1965 Volume 51 Issue 6 Pages 1152-1161
In order to acquire the economical, easy-to-forge alloy, having an excellent creep rupture life, various kinds of alloys were prepared. That is, N-155 alloys with one part of Nickel and Iron N-155 alloy, replaced by Manganese and Chromium respectively, the ones with one part of Cobalt replaced by Chromium and the ones containing various amounts of Chromium, Nickel, Molybdenum, Tungsten, Niobium, Nitrogen etc, with Cobalt totally eliminated.
The effects of these elements on the high temperature properties were tested.
Results obtained are as follows.
The alloys containing γ+α phases showed a more remarkable age hardening property and a considerably poorer creep rupture life at 700°C than the ones having γ single phase.
The stable γ phase was found to be the indispensable condition for acquiring an austenite steel having an excellent creep rupture strength.

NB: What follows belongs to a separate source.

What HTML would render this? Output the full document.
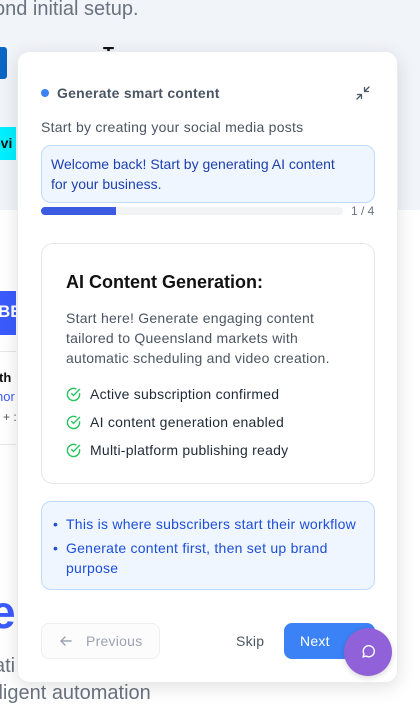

In 6% Nickel+10% Manganese type alloys containing no Cobalt, the stable γ phase could be obtained if the Nitrogen content was increased up to about 0.8%. The residual alloying composition showing the maximum creep rupture life in this type alloys was about 20% Chromium, 2.5% Tungsten, 2% Molybdenum, 1% Niobium, 0.23% Carbon, and the creep rupture life of the alloy having the above mentioned composition was superior to that of N-155 alloy. Furthermore, this alloy was easily forged and proved economical, it was named 10M6N alloy.